New Delhi, May 28 (IANS): Expressing its dissatisfaction over the current state of affairs, the Delhi High Court on Thursday took suo motu cognisance regarding the backlog in disposing bodies of COVID-19 victims owing to non-functioning of CNG furnaces at the crematoriums in Delhi's Nigambodh Ghat and Punjabi Bagh, and said that the same is "violative of the rights of the dead".
Expressing displeasure and anger while taking note of the situation, the court said, "We, as citizens of Delhi are pained at the aforesaid state of affairs and as judges find the situation as reported and if true, to be highly dissatisfactory and violative of the rights of the dead."

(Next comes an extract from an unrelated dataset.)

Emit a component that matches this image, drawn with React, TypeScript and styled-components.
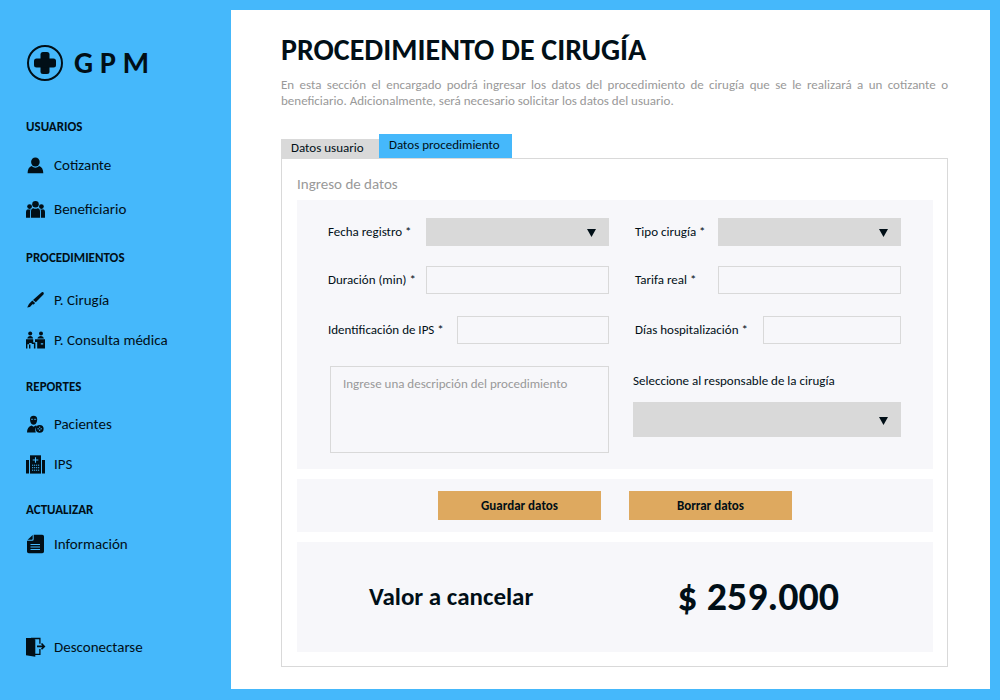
import React from "react";
import styled, { createGlobalStyle } from "styled-components";

const color = {
  blue: "#45b8fb",
  ink: "#010f17",
  muted: "#999999",
  line: "#d9d9d9",
  panel: "#f7f7fa",
  gold: "#dea95f",
};

const GlobalStyle = createGlobalStyle`
  *, *::before, *::after { box-sizing: border-box; }
  body {
    margin: 0;
    background: ${color.blue};
    color: ${color.ink};
    font-family: Calibri, Carlito, Lato, sans-serif;
    font-size: 13px;
    line-height: 16px;
  }
  button, input, select, textarea { font: inherit; color: inherit; }
`;

const Page = styled.div`
  display: flex;
  min-height: 100vh;
  padding: 10px 10px 11px 0;
`;

const Sidebar = styled.aside`
  flex: 0 0 231px;
  display: flex;
  flex-direction: column;
  padding: 34px 10px 22px 26px;
`;

const Brand = styled.div`
  display: flex;
  align-items: center;
  gap: 10px;
  height: 38px;
  margin-bottom: 35px;
  font-size: 30px;
  line-height: 38px;
  font-weight: 700;
`;

const NavGroup = styled.section<{ $after: number }>`
  margin-bottom: ${(p) => p.$after}px;
`;

const NavHeading = styled.h2<{ $after: number }>`
  margin: 0 0 ${(p) => p.$after}px;
  font-size: 13px;
  line-height: 20px;
  font-weight: 700;
`;

const NavList = styled.ul<{ $gap?: number }>`
  display: flex;
  flex-direction: column;
  gap: ${(p) => p.$gap ?? 0}px;
  margin: 0;
  padding: 0;
  list-style: none;
`;

const NavLink = styled.a`
  display: flex;
  align-items: center;
  gap: 8px;
  height: 40px;
  color: inherit;
  font-size: 15px;
  line-height: 20px;
  text-decoration: none;
`;

const Logout = styled(NavLink)`
  margin-top: auto;
`;

const Main = styled.main`
  flex: 1;
  min-width: 0;
  display: flex;
  flex-direction: column;
  padding: 22px 42px 22px 50px;
  background: #fff;
`;

const Title = styled.h1`
  margin: 0 0 9px;
  font-size: 30px;
  line-height: 36px;
  font-weight: 700;
`;

const Intro = styled.p`
  margin: 0 0 25px;
  color: ${color.muted};
  text-align: justify;
`;

const Tabs = styled.div`
  display: flex;
  align-items: flex-end;
`;

const Tab = styled.button<{ $active?: boolean }>`
  height: ${(p) => (p.$active ? 24 : 19)}px;
  min-width: ${(p) => (p.$active ? 133 : 98)}px;
  padding: 0 10px 2px;
  border: 0;
  background: ${(p) => (p.$active ? color.blue : color.line)};
  text-align: left;
  white-space: nowrap;
`;

const Card = styled.form`
  flex: 1;
  display: flex;
  flex-direction: column;
  gap: 10px;
  padding: 15px 14px 14px 15px;
  border: 1px solid ${color.line};
`;

const CardTitle = styled.h2`
  margin: 0 0 -4px;
  color: ${color.muted};
  font-size: 15px;
  line-height: 20px;
  font-weight: 400;
`;

const Fields = styled.div`
  display: grid;
  grid-template-columns: minmax(0, 281fr) minmax(0, 268fr);
  grid-template-rows: 48px 50px 50px auto;
  column-gap: 24px;
  align-items: start;
  padding: 18px 32px 16px 31px;
  background: ${color.panel};
`;

const Field = styled.div<{ $inset?: boolean }>`
  display: flex;
  align-items: center;
  padding-left: ${(p) => (p.$inset ? 2 : 0)}px;
`;

const Label = styled.label<{ $width: number }>`
  flex: 0 0 ${(p) => p.$width}px;
  white-space: nowrap;
`;

const TextInput = styled.input`
  flex: 1;
  min-width: 0;
  height: 28px;
  padding: 0 8px;
  border: 1px solid ${color.line};
  border-radius: 0;
  background: transparent;
`;

const SelectBox = styled.div<{ $tall?: boolean }>`
  position: relative;
  flex: 1;
  min-width: 0;
  height: ${(p) => (p.$tall ? 35 : 28)}px;

  select {
    display: block;
    width: 100%;
    height: 100%;
    padding: 0 30px 0 8px;
    border: 0;
    border-radius: 0;
    background: ${color.line};
    appearance: none;
  }

  svg {
    position: absolute;
    right: 13px;
    top: calc(50% - 3px);
    pointer-events: none;
  }
`;

const Description = styled.textarea`
  display: block;
  height: 87px;
  margin-left: 2px;
  padding: 9px 12px;
  border: 1px solid ${color.line};
  border-radius: 0;
  background: transparent;
  resize: none;

  &::placeholder { color: ${color.muted}; opacity: 1; }
`;

const Responsible = styled.div`
  label {
    display: block;
    margin-bottom: 6px;
    line-height: 30px;
  }
`;

const Actions = styled.div`
  display: flex;
  justify-content: center;
  gap: 28px;
  padding: 12px;
  background: ${color.panel};
`;

const ActionButton = styled.button`
  width: 163px;
  height: 29px;
  padding: 0;
  border: 0;
  background: ${color.gold};
  font-weight: 700;
`;

const Total = styled.div`
  flex: 1;
  display: flex;
  align-items: center;
  justify-content: space-between;
  min-height: 110px;
  padding: 0 94px 0 72px;
  background: ${color.panel};
  font-weight: 700;
`;

const TotalLabel = styled.span`
  font-size: 25px;
  line-height: 32px;
`;

const TotalAmount = styled.output`
  font-size: 40px;
  line-height: 48px;
`;

function Icon({ children }: { children: React.ReactNode }) {
  return (
    <svg width="20" height="20" viewBox="0 0 20 20" fill={color.ink} aria-hidden="true">
      {children}
    </svg>
  );
}

const LogoIcon = () => (
  <svg width="38" height="38" viewBox="0 0 38 38" fill={color.ink} aria-hidden="true">
    <circle cx="19" cy="19" r="17" fill="none" stroke={color.ink} strokeWidth="2" />
    <rect x="14.5" y="8" width="9" height="22" rx="2.5" />
    <rect x="8" y="14.5" width="22" height="9" rx="2.5" />
  </svg>
);

const UserIcon = () => (
  <Icon>
    <ellipse cx="9.4" cy="7" rx="4.3" ry="4.5" />
    <path d="M1.6 18.2C1.6 14.400 2.900 12.200 5.700 11C8 13.200 10.800 13.200 13.100 11C15.900 12.200 17.300 14.400 17.300 18.200Z" />
  </Icon>
);

const GroupIcon = () => (
  <Icon>
    <circle cx="9.5" cy="5.3" r="3.3" />
    <circle cx="3.6" cy="7.6" r="2.4" />
    <circle cx="15.4" cy="7.6" r="2.4" />
    <path d="M5 18.8V12.4Q5 9.4 7.4 9.2Q9.5 10.4 11.6 9.200Q14 9.400 14 12.400V18.800Z" />
    <path d="M0 18.800V12.800Q0 10.400 2 10.200Q3.300 10.800 4.600 10.300Q4.100 11.200 4.100 12.600V18.800Z" />
    <path d="M19 18.800V12.800Q19 10.400 17 10.200Q15.700 10.800 14.400 10.300Q14.900 11.200 14.900 12.600V18.800Z" />
  </Icon>
);

const ScalpelIcon = () => (
  <Icon>
    <path d="M17.300 2.300Q18.400 3.300 17.400 4.500L9.800 12.200L7 9.900L14.900 2.900Q16.300 1.700 17.300 2.300Z" />
    <path d="M6.300 10.500L9.100 12.900L7.700 14.400L6.400 14.200Q4.800 17.200 1.200 17.600Q2 14.200 6.300 10.500Z" />
  </Icon>
);

const ConsultIcon = () => (
  <Icon>
    <circle cx="4.2" cy="3.500" r="2" />
    <circle cx="15" cy="3.500" r="2" />
    <path d="M1.400 8.600Q1.600 5.900 4.200 5.900Q6.800 5.900 7 8.600Z" />
    <path d="M11.400 8.600Q12 5.900 15 5.900Q17.500 5.900 18 8.600Z" />
    <path d="M0 9.200H7.200V12.400H9.400V18.600H7.900V14H5.700V13H3.200V14.200H1.400V18.600H0Z" />
    <path d="M3 14.600H4.400V18.600H3Z" />
    <path d="M9 9.200H19V18.600H11.200V12H9ZM14.800 13.200V14.400H17.200V13.200Z" fillRule="evenodd" />
  </Icon>
);

const PatientIcon = () => (
  <Icon>
    <path d="M4 5.400Q4 1.700 7.600 1.700Q11.200 1.700 11.200 5.400L10.900 7.600Q10 10.800 7.600 10.800Q5.200 10.800 4.300 7.600Z" />
    <path d="M5 5.300H7.100M8.100 5.300H10.200" fill="none" stroke={color.blue} strokeWidth=".8" />
    <path d="M1 18.600Q1 12.600 5.500 11.400L7.600 12.800L9.700 11.400Q10.500 11.600 11 12Q8.300 14.600 9.800 18.600Z" />
    <circle cx="13.700" cy="14.800" r="3.900" />
    <path d="M13.700 12.600V17M11.500 14.800H15.900" fill="none" stroke={color.blue} strokeWidth="1" />
    <circle cx="13.700" cy="14.800" r="1" />
  </Icon>
);

const HospitalIcon = () => (
  <Icon>
    <path d="M4 1.300H15V19.600H4Z" />
    <path d="M0 6H3V19.600H0ZM16 6H19V19.600H16Z" />
    <path d="M9.500 3.200V8.800M6.700 6H12.300" fill="none" stroke={color.blue} strokeWidth="1.100" />
    <path
      d="M6 11.200H13.200M6 13.700H13.200M6 16.200H13.200"
      fill="none"
      stroke={color.blue}
      strokeWidth="1"
      strokeDasharray="1.200 .8"
    />
  </Icon>
);

const FileIcon = () => (
  <Icon>
    <path d="M7.700 .7H16.200Q18 .7 18 2.500V17.500Q18 19.300 16.200 19.300H2.800Q1 19.300 1 17.500V6.800H6.200Q7.700 6.800 7.700 5.300Z" />
    <path d="M6.700 1V4.800Q6.700 5.800 5.700 5.800H1.600Z" />
    <path d="M4.500 10.500H14M4.500 13H14M4.500 15.500H14" fill="none" stroke={color.blue} strokeWidth="1.100" />
  </Icon>
);

const ExitIcon = () => (
  <Icon>
    <path d="M0 .9H6L9.300 2.600V19.800L0 18.200Z" />
    <path d="M5 1.500H13.900V6.800M13.900 12V17.300H9" fill="none" stroke={color.ink} strokeWidth="1.300" />
    <path d="M11 9.400H18M15.500 6.500L18.300 9.400L15.500 12.300" fill="none" stroke={color.ink} strokeWidth="1.600" />
  </Icon>
);

function Select({ id, tall }: { id: string; tall?: boolean }) {
  return (
    <SelectBox $tall={tall}>
      <select id={id} defaultValue="">
        <option value="" />
      </select>
      <svg width="9" height="8" viewBox="0 0 9 8" fill={color.ink} aria-hidden="true">
        <path d="M0 0H9L4.500 8Z" />
      </svg>
    </SelectBox>
  );
}

function NavItem({ icon, children }: { icon: React.ReactNode; children: React.ReactNode }) {
  return (
    <li>
      <NavLink href="#">
        {icon}
        {children}
      </NavLink>
    </li>
  );
}

export default function App() {
  return (
    <>
      <GlobalStyle />
      <Page>
        <Sidebar>
          <Brand>
            <LogoIcon />
            G P M
          </Brand>
          <NavGroup $after={19}>
            <NavHeading $after={8}>USUARIOS</NavHeading>
            <NavList $gap={4}>
              <NavItem icon={<UserIcon />}>Cotizante</NavItem>
              <NavItem icon={<GroupIcon />}>Beneficiario</NavItem>
            </NavList>
          </NavGroup>
          <NavGroup $after={17}>
            <NavHeading $after={12}>PROCEDIMIENTOS</NavHeading>
            <NavList>
              <NavItem icon={<ScalpelIcon />}>P. Cirugía</NavItem>
              <NavItem icon={<ConsultIcon />}>P. Consulta médica</NavItem>
            </NavList>
          </NavGroup>
          <NavGroup $after={16}>
            <NavHeading $after={7}>REPORTES</NavHeading>
            <NavList>
              <NavItem icon={<PatientIcon />}>Pacientes</NavItem>
              <NavItem icon={<HospitalIcon />}>IPS</NavItem>
            </NavList>
          </NavGroup>
          <NavGroup $after={16}>
            <NavHeading $after={4}>ACTUALIZAR</NavHeading>
            <NavList>
              <NavItem icon={<FileIcon />}>Información</NavItem>
            </NavList>
          </NavGroup>
          <Logout href="#">
            <ExitIcon />
            Desconectarse
          </Logout>
        </Sidebar>

        <Main>
          <Title>PROCEDIMIENTO DE CIRUGÍA</Title>
          <Intro>
            En esta sección el encargado podrá ingresar los datos del procedimiento de cirugía que se le
            realizará a un cotizante o beneficiario. Adicionalmente, será necesario solicitar los datos del
            usuario.
          </Intro>
          <Tabs role="tablist">
            <Tab type="button" role="tab" aria-selected={false}>Datos usuario</Tab>
            <Tab type="button" role="tab" aria-selected $active>Datos procedimiento</Tab>
          </Tabs>
          <Card onSubmit={(e) => e.preventDefault()}>
            <CardTitle>Ingreso de datos</CardTitle>
            <Fields>
              <Field>
                <Label $width={98} htmlFor="fecha">Fecha registro *</Label>
                <Select id="fecha" />
              </Field>
              <Field $inset>
                <Label $width={83} htmlFor="tipo">Tipo cirugía *</Label>
                <Select id="tipo" />
              </Field>
              <Field>
                <Label $width={98} htmlFor="duracion">Duración (min) *</Label>
                <TextInput id="duracion" />
              </Field>
              <Field $inset>
                <Label $width={83} htmlFor="tarifa">Tarifa real *</Label>
                <TextInput id="tarifa" />
              </Field>
              <Field>
                <Label $width={129} htmlFor="ips">Identificación de IPS *</Label>
                <TextInput id="ips" />
              </Field>
              <Field $inset>
                <Label $width={128} htmlFor="dias">Días hospitalización *</Label>
                <TextInput id="dias" />
              </Field>
              <Description
                aria-label="Descripción del procedimiento"
                placeholder="Ingrese una descripción del procedimiento"
              />
              <Responsible>
                <label htmlFor="responsable">Seleccione al responsable de la cirugía</label>
                <Select id="responsable" tall />
              </Responsible>
            </Fields>
            <Actions>
              <ActionButton type="submit">Guardar datos</ActionButton>
              <ActionButton type="reset">Borrar datos</ActionButton>
            </Actions>
            <Total>
              <TotalLabel>Valor a cancelar</TotalLabel>
              <TotalAmount>$ 259.000</TotalAmount>
            </Total>
          </Card>
        </Main>
      </Page>
    </>
  );
}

Noting that inside the COVID-19 mortuary of Lok Nayak Jai Prakash (LNJP) Hospital in Delhi, there are 108 bodies; all 80 storage racks are full and there are 28 bodies on the floor, piled on top of each other, the court asked Delhi Government Standing Counsel Ramesh Singh and the legal counsels of various Municipal Corporations in the national capital to take instructions and present the facts before it.
The court has now listed the matter for hearing on Friday.
"A copy of this order be also forwarded to Mr Ramesh Singh Senior Standing Counsel Government of NCT of Delhi as well as to the Standing Counsels of North Delhi Municipal Corporation, South Delhi Municipal Corporation and East Delhi Municipal Corporation, who are entrusted of various cremation and burial grounds in Delhi, to enable them to obtain instructions and present the facts before this court," a division bench of the court.
The bench also noted that LNJP is the largest dedicated COVID-19 hospital in the city and its mortuary is the repository of bodies of those who died of the coronavirus disease or are suspected to have died of it and on Tuesday (May 26), eight bodies were returned from Nigambodh Ghat, CNG crematorium because the facility was not in a position to accept more bodies, as only two of the six furnaces were working.
The court has observed that there is unrest at the Nigambodh Ghat and the staff and priests working there have stopped functioning.
"Owing to the CNG furnaces not functioning, wood-based cremation, which earlier was not deemed safe, has been permitted; inspite of the same being permitted, the personnel operating the said crematoriums are refusing to take part in wood-based cremations," it noted.